We advised Nebraska farmer friends on the how-to of visiting in deep winter. These grain producers, unburdened at last of an attendant lifelong cattle feeding operation, were free in winter for the first time and a rarin’ to embark on adventure. Having read a column about my buddies and me going on photo safaris to Yellowstone in December or January in my paper here, they decided to follow our lead. They came to our home where we coached them up and sent them away with marked maps, copious notes and pamphlets. They had a spectacular winter wonderland experience … as did those of us following their journey on Facebook.

This past year we helped with honeymoon plans to northwest Wyoming for two young couples. Same for a teacher, coach and fishing buddy’s multi-generational family journey.

I don’t know what to tell someone now. Our institutional knowledge is fractured. All bets are off, especially in terms of the upper loop, access to the Beartooth Highway, beloved Red Lodge (Red Box Car, Carbon County Steakhouse, Pollard Hotel, Grizzly Bar at Roscoe, et al) and so much more.

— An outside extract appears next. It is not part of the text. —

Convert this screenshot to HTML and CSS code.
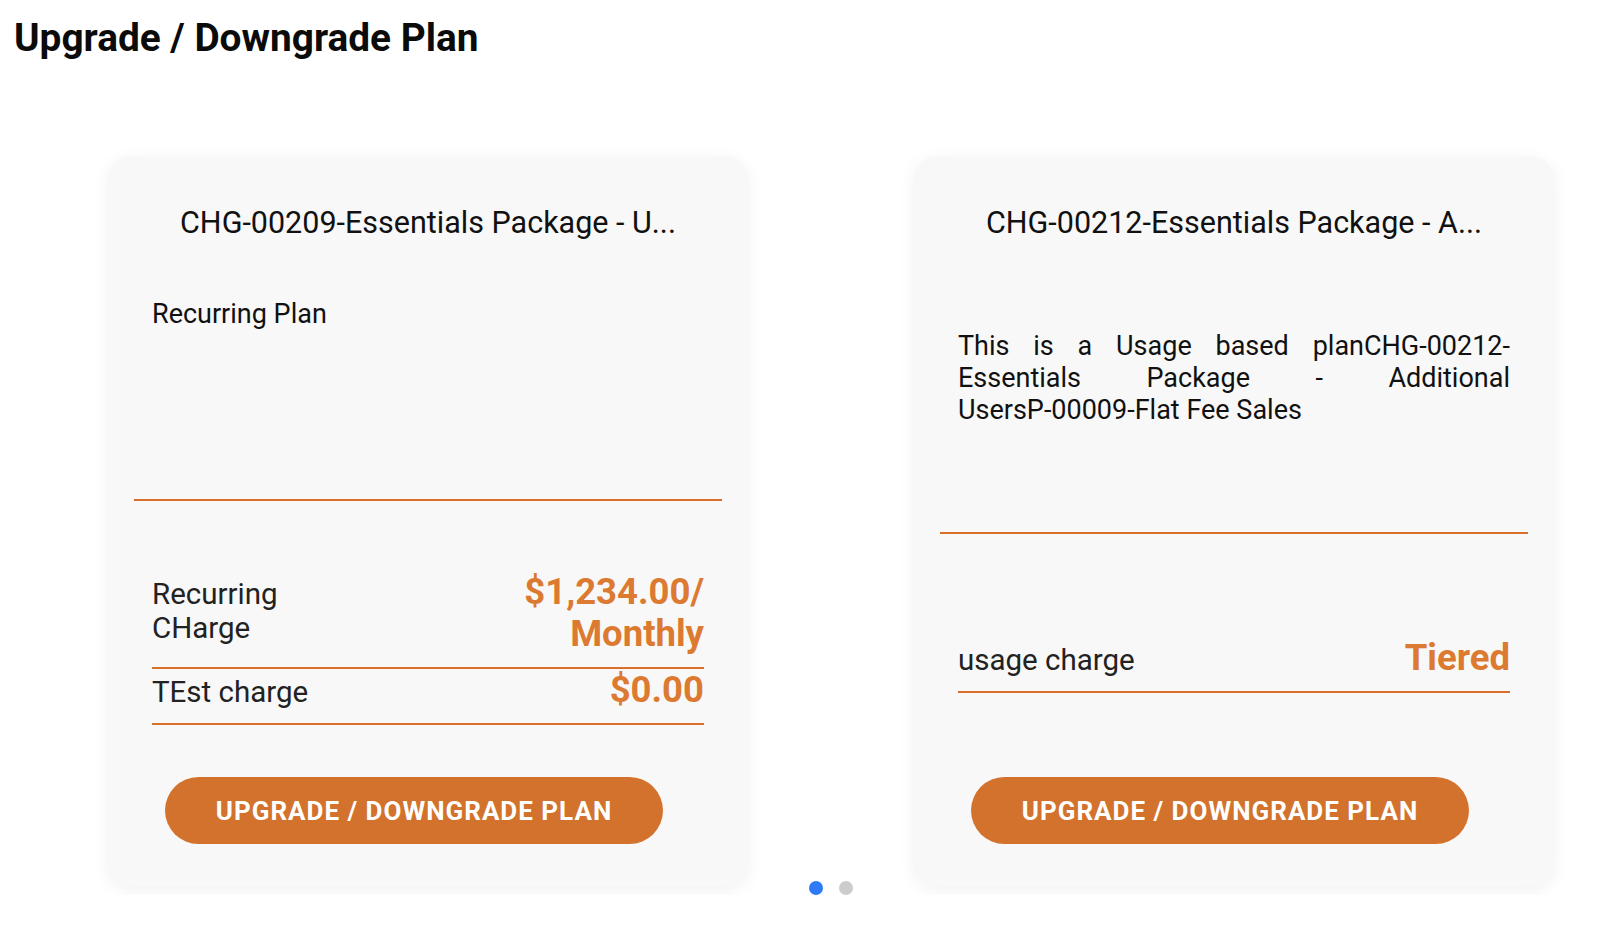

We all saw wildfires coming, but ravaging, mountain-scouring floods and landslides on this epic scale? Never.

Our own planned trip in September with another couple lies in suspended animation as we monitor developments. It may be salvageable yet, given a brighter future for the south loop. Plus, as you already know, Park County is surrounded by so much more than Yellowstone. There are amazing things to see and do in every direction from Powell. Perhaps we’ll remanufacture our expectations, spread our maps and forge a new grand plan.

We can and probably will pull together a wonderful trip, likely by injecting a lingering exploration of the Bighorns on the way out (via Sheridan) and back (via Buffalo). An added benefit of this itinerary is that it brings us back to Powell … twice.

It will not be the same; cannot be the same. But for now … sigh … it will have to suffice.